- Born: January 5, 1938 Alhambra, California, U.S.
- Died: August 19, 2024 (aged 86) Cobleskill, New York, U.S.
- Education: Otis Art Institute
- Known for: Painting, sculpture

= Richard Pettibone =

American painter (1938–2024)

Richard Pettibone (January 5, 1938 – August 19, 2024) was an American artist. He was known for his appropriation art, a practice that involves replicating or reinterpreting existing artworks. He is best known for his meticulously crafted miniature copies of works by artists such as Andy Warhol, Roy Lichtenstein, Frank Stella, and Marcel Duchamp, which challenged conventional ideas of originality and authorship in modern art.

== Biography ==
Pettibone was born in Alhambra, California on January 5, 1938. He studied painting and design at the Otis Art Institute in Los Angeles, where he received his MFA in 1962.

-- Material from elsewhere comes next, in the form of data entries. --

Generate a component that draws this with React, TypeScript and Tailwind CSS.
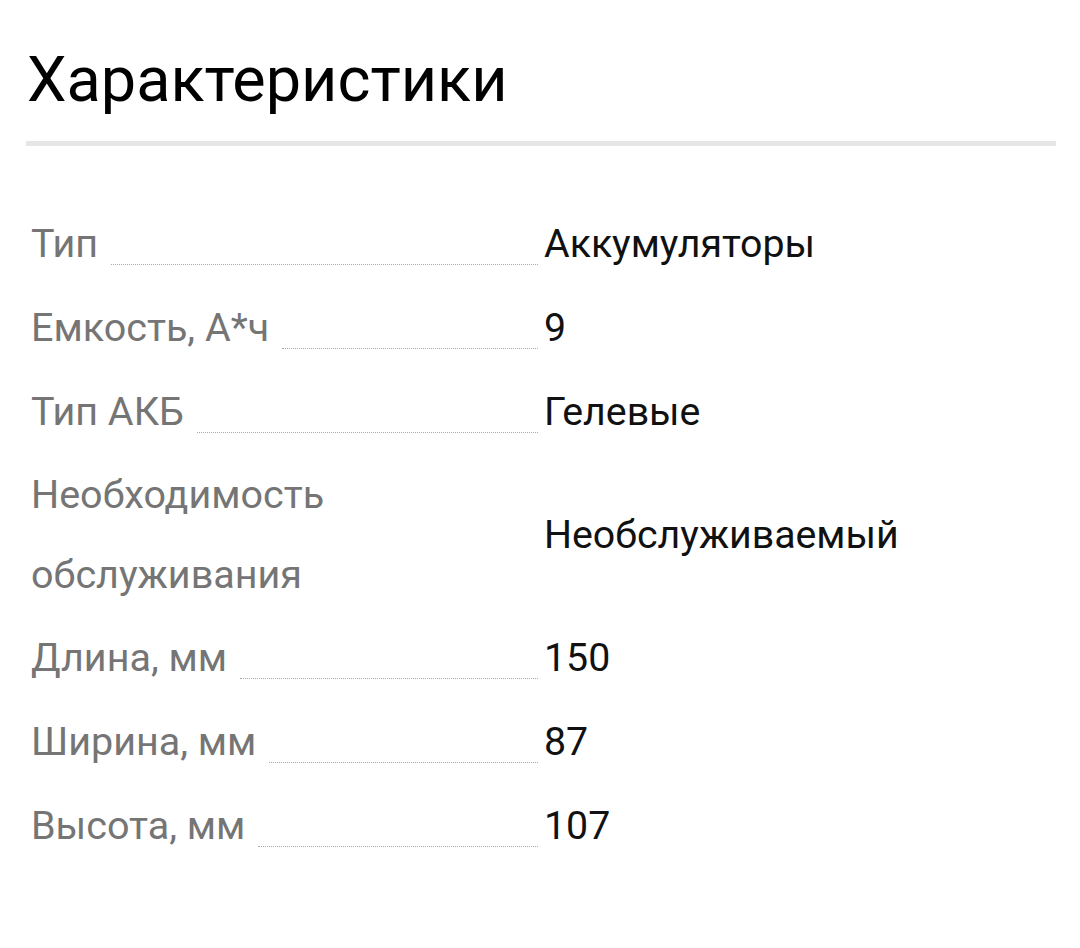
import React from "react";

const rows: { label: string; value: string; multi?: boolean }[] = [
  { label: "Тип", value: "Аккумуляторы" },
  { label: "Емкость, А*ч", value: "9" },
  { label: "Тип АКБ", value: "Гелевые" },
  { label: "Необходимость обслуживания", value: "Необслуживаемый", multi: true },
  { label: "Длина, мм", value: "150" },
  { label: "Ширина, мм", value: "87" },
  { label: "Высота, мм", value: "107" },
];

export default function App() {
  return (
    <div className="w-[1080px] h-[948px] bg-white pl-[26px] pr-[24px] pt-[40px]" style={{ fontFamily: "Roboto, 'Noto Sans', sans-serif" }}>
      <h1 className="text-[63px] leading-[80px] text-black font-normal pl-[1px]">Характеристики</h1>
      <div className="mt-[21px] h-[5px] bg-[#e6e6e6]" />
      <div className="mt-[56px] pl-[5px]">
        {rows.map((r) => (
          <div key={r.label} className={`grid grid-cols-[507px_1fr] gap-x-[6px] ${r.multi ? "py-[1px]" : "py-[2px]"}`}>
            <div className="flex items-end text-[39.5px] leading-[80px] text-[#757575]">
              {r.multi ? (
                <span className="w-[300px]">{r.label}</span>
              ) : (
                <>
                  <span className="whitespace-nowrap">{r.label}</span>
                  <span className="flex-1 ml-[13px] mb-[19px] border-b border-dotted border-[#a8a8a8]" />
                </>
              )}
            </div>
            <div className="flex items-center text-[39.3px] leading-[80px] text-[#111]">{r.value}</div>
          </div>
        ))}
      </div>
    </div>
  );
}
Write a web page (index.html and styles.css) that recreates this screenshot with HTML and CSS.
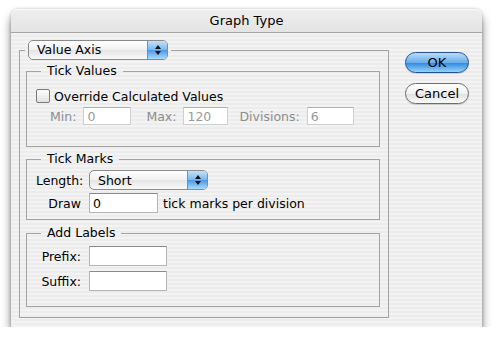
FILE: index.html
```html
<!DOCTYPE html>
<html lang="en">
<head>
  <meta charset="UTF-8" />
  <title>Graph Type</title>
  <link rel="stylesheet" href="styles.css">
</head>
<body>
  <div class="window">
    <div class="titlebar">Graph Type</div>
    <div class="content">
      <fieldset class="group outer">
        <legend>
          <div class="popup axis">
            <span class="popup-label">Value Axis</span>
            <span class="popup-arrows">
              <svg width="8" height="12" viewBox="0 0 8 12"><path d="M4 1 L7 5 H1 Z M4 11 L7 7 H1 Z" fill="#111"/></svg>
            </span>
          </div>
        </legend>

        <fieldset class="group values">
          <legend>Tick Values</legend>
          <div class="check-row"><span class="checkbox"></span>Override Calculated Values</div>
          <div class="range-row">
            <span class="dim">Min:</span><input class="field f-min" value="0" disabled>
            <span class="dim gap-l">Max:</span><input class="field f-max" value="120" disabled>
            <span class="dim gap-s">Divisions:</span><input class="field f-div" value="6" disabled>
          </div>
        </fieldset>

        <fieldset class="group ticks">
          <legend>Tick Marks</legend>
          <div class="form-grid marks">
            <span class="lbl">Length:</span>
            <div class="popup short">
              <span class="popup-label">Short</span>
              <span class="popup-arrows">
                <svg width="8" height="12" viewBox="0 0 8 12"><path d="M4 1 L7 5 H1 Z M4 11 L7 7 H1 Z" fill="#111"/></svg>
              </span>
            </div>
            <span class="lbl">Draw</span>
            <div class="inline"><input class="field f-draw" value="0"><span>tick marks per division</span></div>
          </div>
        </fieldset>

        <fieldset class="group affixes">
          <legend>Add Labels</legend>
          <div class="form-grid labels">
            <span class="lbl">Prefix:</span><input class="field f-label" value="">
            <span class="lbl">Suffix:</span><input class="field f-label" value="">
          </div>
        </fieldset>
      </fieldset>

      <div class="buttons">
        <button class="aqua default">OK</button>
        <button class="aqua">Cancel</button>
      </div>
    </div>
  </div>
</body>
</html>
```

FILE: styles.css
```css
body {
  margin: 0;
  background: #fff;
  font-family: "DejaVu Sans", sans-serif;
  font-size: 12.5px;
  color: #000;
}

.window {
  width: 471px;
  height: 318px;
  margin: 9px 0 0 11px;
  border-radius: 7px 7px 0 0;
  background: repeating-linear-gradient(#f3f3f3 0 2px, #ececec 2px 4px);
  box-shadow: 0 7px 10px rgba(0, 0, 0, 0.5), 0 0 3px rgba(0, 0, 0, 0.25);
}

.titlebar {
  height: 22px;
  line-height: 22px;
  text-align: center;
  font-size: 13px;
  border-radius: 7px 7px 0 0;
  border-top: 1px solid #fafafa;
  border-bottom: 1px solid #a5a5a5;
  background: linear-gradient(#eeeeee, #e4e4e4);
}

.content {
  display: flex;
  align-items: flex-start;
  padding: 7px 0 0 8px;
}

/* group boxes */
.group {
  box-sizing: border-box;
  margin: 0;
  padding: 0 0 0 9px;
  border: 1px solid #a3a3a3;
}

.group legend {
  margin-left: 5px;
  padding: 0 6px;
  line-height: 16px;
}

.outer {
  width: 370px;
  height: 278px;
  padding: 3px 8px 0 6px;
}

.outer > legend {
  margin-left: -1px;
  padding: 0 3px;
}

.values { height: 84px; }
.ticks { height: 69px; margin-top: 4px; }
.affixes { height: 82px; margin-top: 5px; }

.check-row {
  display: flex;
  align-items: center;
  gap: 4px;
  height: 14px;
  margin-top: 10px;
}

.checkbox {
  width: 12px;
  height: 12px;
  border: 1px solid #7a7a7a;
  border-radius: 2px;
  background: linear-gradient(#fdfdfd, #e2e2e2);
}

.range-row {
  display: flex;
  align-items: center;
  margin: 4px 0 0 14px;
}

.dim {
  color: #8c8c8c;
  margin-right: 7px;
}

.gap-l {
  margin-left: 15px;
}

.gap-s {
  margin-left: 11px;
}

.field {
  box-sizing: border-box;
  height: 20px;
  padding: 0 3px;
  font: inherit;
  color: #000;
  background: #fff;
  border: 1px solid #b5b5b5;
  border-top-color: #8a8a8a;
}

.field:disabled {
  height: 18px;
  color: #9a9a9a;
  border-color: #cfcfcf;
  border-top-color: #b0b0b0;
}

.f-min { width: 48px; }
.f-max { width: 45px; }
.f-div { width: 47px; }
.f-draw { width: 69px; }
.f-label { width: 78px; }

.form-grid {
  display: grid;
  grid-template-columns: 45px auto;
  column-gap: 8px;
  align-items: center;
}

.form-grid .lbl {
  text-align: right;
}

.marks {
  row-gap: 3px;
  margin-top: 3px;
}

.labels {
  row-gap: 5px;
  margin-top: 5px;
}

.inline {
  display: flex;
  align-items: center;
  gap: 5px;
}

/* popup buttons */
.popup {
  display: flex;
  align-items: center;
  box-sizing: border-box;
  height: 20px;
  border: 1px solid #8a8a8a;
  border-radius: 5px;
  background: linear-gradient(#ffffff, #f0f0f0 50%, #e4e4e4 51%, #fafafa);
  overflow: hidden;
}

.axis { width: 140px; }
.short { width: 119px; }

.popup-label {
  flex: 1;
  padding-left: 8px;
}

.popup-arrows {
  display: flex;
  align-items: center;
  justify-content: center;
  width: 19px;
  height: 100%;
  border-left: 1px solid #6f8fb5;
  background: linear-gradient(#c3e1fa, #79b7ee 50%, #4b97e5 51%, #a9dbfd);
}

/* push buttons */
.buttons {
  display: flex;
  flex-direction: column;
  gap: 10px;
  margin: 12px 0 0 16px;
}

.aqua {
  width: 64px;
  height: 21px;
  padding: 0;
  font-family: inherit;
  font-size: 13px;
  border: 1px solid #6d6d6d;
  border-radius: 11px;
  background: linear-gradient(#ffffff, #f1f1f1 50%, #e0e0e0 51%, #fbfbfb);
  box-shadow: 0 1px 1px rgba(0, 0, 0, 0.15);
}

.aqua.default {
  border-color: #24508f;
  background: linear-gradient(#b9dcf8, #6aaeec 50%, #2f86de 51%, #93d4fc);
}
```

His early exposure to the emerging Pop art movement, particularly Andy Warhol's 1962 exhibition of Campbell's Soup Cans at the Ferus Gallery in Los Angeles, had a lasting influence on his artistic direction. Pettibone recalled in Art in America: "Many, many of the other artists who saw it really hated it. They were pounding the tables with anger, screaming, 'this is not art!' I told them, this may be the worst art you've ever seen, but it’s art. It's not sports!" The experience was formative, inspiring Pettibone to produce his own Campbell's Soup Cans, which closely emulated Warhol's originals, even including Warhol's name rubber-stamped on the works alongside his own. In 1963, he saw Marcel Duchamp's retrospective at the Pasadena Art Museum, which also inspired him.

Pettibone had his first major exhibition at the Ferus Gallery in 1965, provoking strong reactions from critics and fellow artists. He also copied paintings by Frank Stella and Roy Lichtenstein, and sculptures such as Warhol's Brillo Boxes and Duchamp's readymades.

In addition to Pop art appropriations, Pettibone explored other subjects and styles. In the 1970s, he created Photorealist paintings, and in the 1990s, he produced series of book covers by the poet Ezra Pound, copying them with careful fidelity.

Although Pettibone was not as widely known as some contemporaries in the Pictures Generation, such as Sherrie Levine and Louise Lawler, he achieved institutional recognition. His work was the focus of a 2005 retrospective that originated at the Institute of Contemporary Art, Philadelphia, and was organized in collaboration with the Tang Museum and Art Gallery at Skidmore College and California's Laguna Art Museum.

Several of his miniature reproductions are in the Detroit Institute of Arts, the Museum of Fine Arts Boston, the Museum of Modern Art, the National Gallery of Art, and the Whitney Museum of American Art.

Near the end of his life, Pettibone lost vision in his right eye and could no longer create his miniature paintings. His final works were three 5 × 7-inch canvases featuring rubber-stamped dialogue in red and black ink from the film Barbie (2023).

His first marriage to fellow artist Shirley Pettibone ended in divorce.

Pettibone died on August 19, 2024, in Cobleskill, New York, at the age of 86. He was survived by his wife Nancy Pettibone (née Becker), who was a toy designer; his daughter from his first marriage, Claire Pettibone, a fashion designer; a stepson, and two granddaughters.